RSPCA takes estranged daughter of charity donor to Supreme Court

In 2004, Mrs Jackson died leaving the majority of her estate to three charities: The Blue Cross, the RSPB and the RSPCA. Mrs Jacksons will left no provision for her only child, Ms Ilott. The mother and daughter had become estranged many years prior and had never reconciled. Ms Ilott made an application under the Inheritance (Provision for Family and Dependants) Act 1975 (the 1975 Act) for reasonable financial provision from her late mothers estate.

In 2007, the court found that Mrs Jackson had unreasonably excluded her daughter from any provision in her will despite her needy financial circumstances. Mrs Jacksons estate amounts to £486,000 and, save for a small gift to the BBC Benevolent fund, she left her entire estate to the three charities despite never having been associated with them during her lifetime. Ms Ilotts application was successful and DJ Million awarded her £50,000 but she appealed against the amount.

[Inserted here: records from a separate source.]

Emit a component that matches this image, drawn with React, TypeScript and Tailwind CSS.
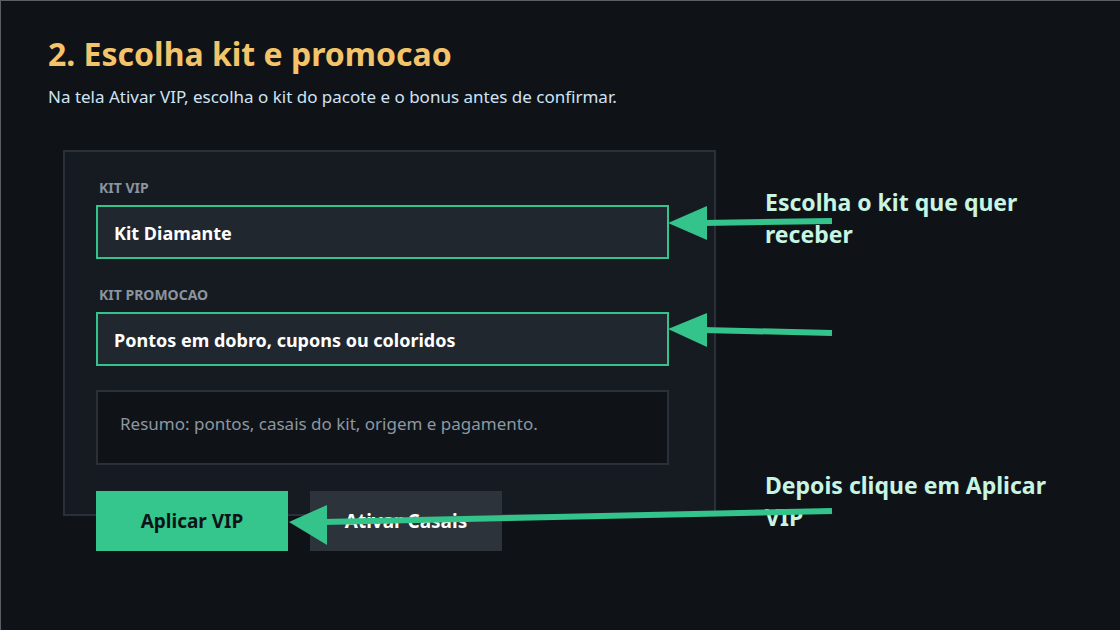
export default function App() {
  const font = { fontFamily: '"Noto Sans", "Open Sans", sans-serif' }

  return (
    <div
      className="relative w-[1120px] h-[630px] overflow-hidden bg-[#0f1318] border-t border-l border-[#5a5f66]"
      style={font}
    >
      <div className="pl-[47px] pt-[33px]">
        <h1 className="text-[32px] leading-[40px] font-bold text-[#f4c46a]">2. Escolha kit e promocao</h1>
        <p className="mt-[11px] text-[17px] leading-[24px] text-[#cfe3f5]">
          Na tela Ativar VIP, escolha o kit do pacote e o bonus antes de confirmar.
        </p>

        {/* painel */}
        <div className="mt-[41px] ml-[15px] w-[653px] h-[366px] bg-[#161b22] border-2 border-[#2a3038] px-[31px] pt-[27px]">
          <div className="ml-[3px] text-[14px] leading-[18px] font-bold text-[#8b949e]">KIT VIP</div>
          <div className="mt-[8px] w-[573px] h-[54px] bg-[#21272e] border-2 border-[#34c48b] flex items-center pl-[16px] pt-[3px]">
            <span className="text-[18px] font-bold text-white">Kit Diamante</span>
          </div>

          <div className="ml-[3px] mt-[27px] text-[14px] leading-[18px] font-bold text-[#8b949e]">KIT PROMOCAO</div>
          <div className="mt-[8px] w-[573px] h-[54px] bg-[#21272e] border-2 border-[#34c48b] flex items-center pl-[16px] pt-[2px]">
            <span className="text-[18px] font-bold text-white">Pontos em dobro, cupons ou coloridos</span>
          </div>

          <div className="mt-[24px] w-[573px] h-[75px] bg-[#0f1318] border-2 border-[#2a3038] flex items-center pl-[22px] pb-[7px]">
            <span className="text-[17px] text-[#8d97a1]">Resumo: pontos, casais do kit, origem e pagamento.</span>
          </div>

          <div className="mt-[26px] flex gap-[22px]">
            <button className="w-[192px] h-[60px] bg-[#34c68c] text-[19px] font-bold text-[#0f1318]">Aplicar VIP</button>
            <button className="w-[192px] h-[60px] bg-[#2d333b] text-[19px] font-bold text-white">Ativar Casais</button>
          </div>
        </div>
      </div>

      {/* anotacoes */}
      <div className="absolute left-[764px] top-[185px] w-[300px] text-[23px] leading-[32px] font-bold text-[#c8f5e1]">
        Escolha o kit que quer receber
      </div>
      <div className="absolute left-[764px] top-[468px] w-[300px] text-[23px] leading-[32px] font-bold text-[#c8f5e1]">
        Depois clique em Aplicar VIP
      </div>

      <svg className="absolute left-0 top-0 pointer-events-none" width="1120" height="630" viewBox="0 0 1120 630">
        <g fill="#34c48b" stroke="#34c48b">
          <line x1="831" y1="220" x2="702" y2="222" strokeWidth="6" />
          <polygon points="667,222 706,205 706,239" stroke="none" />
          <line x1="831" y1="332" x2="702" y2="329" strokeWidth="6" />
          <polygon points="667,328 706,312 706,346" stroke="none" />
          <line x1="831" y1="510" x2="322" y2="521" strokeWidth="6" />
          <polygon points="288,521 326,504 326,544" stroke="none" />
        </g>
      </svg>
    </div>
  )
}
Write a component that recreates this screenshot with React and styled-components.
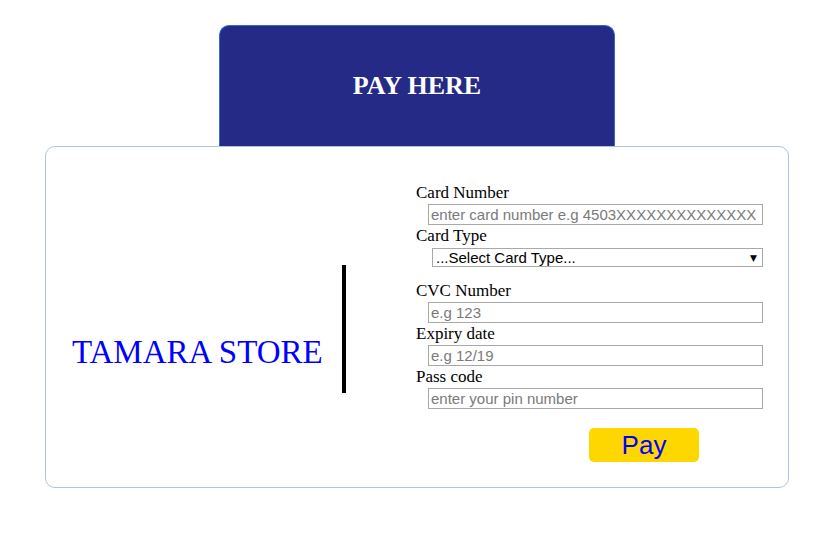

The Court of Appeal case was reported, Ilott v Mitson EWCA Civ 797, and hit the headlines when the Court of Appeal set aside DJ Millions award and substituted it with a new award of £143,000. This was to enable Ms Ilott to purchase her housing association home with reasonable costs of purchase and payments up to £20,000 (structured in a way that would allow Ms Ilott to preserve her state benefits). The charities appealed to the Supreme Court.

The issues to be considered by the Supreme Court have been published and are as follows:

  1. Whether the Court of Appeal was wrong to set aside the award made at first instance on the Respondents claim under the Inheritance (Provision for Family and Dependents) Act 1975.
  2. Whether, in deciding to re-exercise the courts discretion to make an award under the 1975 Act, the Court of Appeal erred in taking account of the factual position as the date of the appeal rather than the date of the original hearing.
  3. Whether the Court of Appeal erred in its approach to the maintenance standard under the 1975 Act.
  4. Whether the Court of Appeal erred in its application of the balancing exercise required under the 1975 Act.

At the time of the Court of Appeal hearing, there was a lot of commentary about how the case made it easier for adult children, excluded from their parents will, to challenge their parents will if they have not been left reasonable provision. The case also emphasised the extent to which the applicants income, estrangement and expectation impacted on how the judge reasoned their decision. At first instance, the trial judge cited Ms Ilotts lack of expectation as a reason to limit her award. However, the Court of Appeal said that the fact that Ms Illot had not expected to receive anything in her mothers will did not carry much weight, given the charities had no expectation either.

The Supreme Court will hear the case in December. If the appeal is successful, it is likely to make applications under the 1975 Act harder.